I better hope AVX512 isn’t used on simple string functions, as it causes so much heat Intel CPUs have to reduce their clock speed significantly, affecting other running processes as well.

https://www.tcm.phy.cam.ac.uk/~mjr/IT/clocks.html

jbapple · on Sept 8, 2019

The instruction and instruction set referenced in the comment you're referring to (PCMPxSTRy and SSE) are not AVX512; they were introduced long before AVX512 chips were manufactured.

lazyjones · on Sept 8, 2019

> it causes so much heat Intel CPUs have to reduce their clock speed significantly,

How about: don't buy affected CPUs if you care. The last thing people who write libraries should care about is a few selected CPUs that underperform on a generally useful feature.

temac · on Sept 8, 2019

Nope. At this point given the state of the market, and given what AVX512 does to begin with (so maybe the "at this point" will be for forever), it makes very very little sense to use it everywhere. It would just be actively detrimental to most users.

physicsguy · on Sept 8, 2019

There’s nothing wrong with dropping the clock speed when the whole point of SIMD instructions is that they execute on multiple data. As long as the clock speed drop beats the multiplicative speedup from doing 4x/8x/whatever operations in parallel, it’s fine

stingraycharles · on Sept 8, 2019

My point is that the clock speed is also dropped for other processes. So it's not a simple heuristic "oh if we have more data than X we can use AVX512 instead of AVX256", because you do not know what other processes are doing, and they will be slowed down as well.

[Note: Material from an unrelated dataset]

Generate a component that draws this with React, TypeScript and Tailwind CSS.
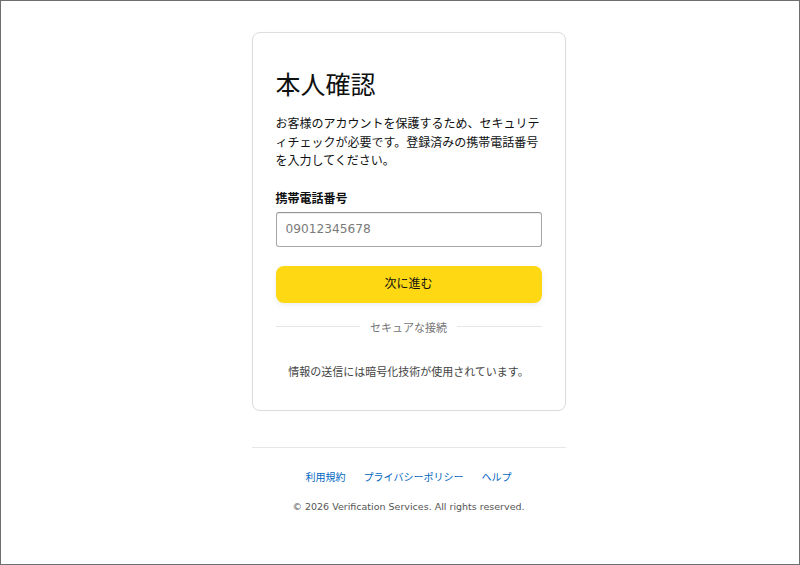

This type of heuristic only works if you are the sole users of the server, e.g. a database server.

vnorilo · on Sept 8, 2019

The problem is that the architecture in question would take forever in cpu time terms to switch back and forth, so a sprinkle of heavy avx512 was the worst of all worlds. In addition, some cpus would emulate 512 with half width micro-ops during voltage ramp up. Yes, it sounds crazy.

temac · on Sept 8, 2019

Not it is not fine at all. If you have too many instructions but not enough, your whole CPU will run slower mostly on non AVX-512 instructions, and maybe even your whole package => the end result will just be slower. Not to say that those processors are bad, but AVX-512 on them is for niche workloads.

saagarjha · on Sept 8, 2019

> memcpy and memset use SSE on some generations, but these days are best inlined by the compiler as "rep movsb/stosb".

Why? I’ve usually seen this get compiled to some version of “mov byte ptr, inc”.

bonzini · on Sept 8, 2019

You want to copy more one byte at a time (unrolling by 4, 8 or more; and for memset, multiplying the stored value by 0x01010101...). In recent processors rep movsb and rep stosb do all that in microcode, and are also able to copy or fill the destination one cache line at a time.

robocat · on Sept 8, 2019

For example strlen: https://stackoverflow.com/questions/57650895/why-does-glibcs...

temac · on Sept 8, 2019

That's not a very good example; this code is generic (although non portable) C optimized implementation, not something making use of fancy processor instructions. It is even less probable that the compiler understand it and manage to optimize it to using dedicated instructions, when it is written that way.

arthur2e5 · on Sept 8, 2019

Read the bug again! The feature is about "transparently" loading libraries that are put in specific subdirectories based on the CPU so that a single configuration can work fast everywhere. Intel's Clear Linux wrote about that in https://clearlinux.org/news-blogs/transparent-use-library-pa....

clmul · on Sept 8, 2019

I know that it is used at least for the implementation of functions like memcpy.

fulafel · on Sept 8, 2019

Compilers do autovectorization (with varying degrees of success) so potentially in lots of places?

goatinaboat · on Sept 8, 2019

This is about the library not the compiler.

LfLxfxxLxfxx · on Sept 8, 2019

A library is compiled with a compiler.

masklinn · on Sept 8, 2019

This check is the opposite of compiler autovectorisation. Its point is specifically for the library to dispatch between implementations (e.g. to an explicitly vectorised one)

fulafel · on Sept 8, 2019

Re-reading this, check is orthogonal to autovectorisation. Opposite of autovectorisation would be manually written SIMD assembly / intrisics code.

fulafel · on Sept 8, 2019

Yes, and it can make sense to dispatch between compiler-vectorised and non-simd implementations.

masklinn · on Sept 8, 2019

It does make sense, the issue at hand is how it's done: by checking for the CPU vendor / product line rather than asking the CPU if it has the operations we want.

fulafel · on Sept 8, 2019

Yep - capabilities based switching makes most sense when you are just interested on what code can successfully execute, and not making decisions based on known perf characteristics of microarchitectures.

But this subthread was about "where in glibc is SIMD used anyway?" and the answer is that in all code, potentially.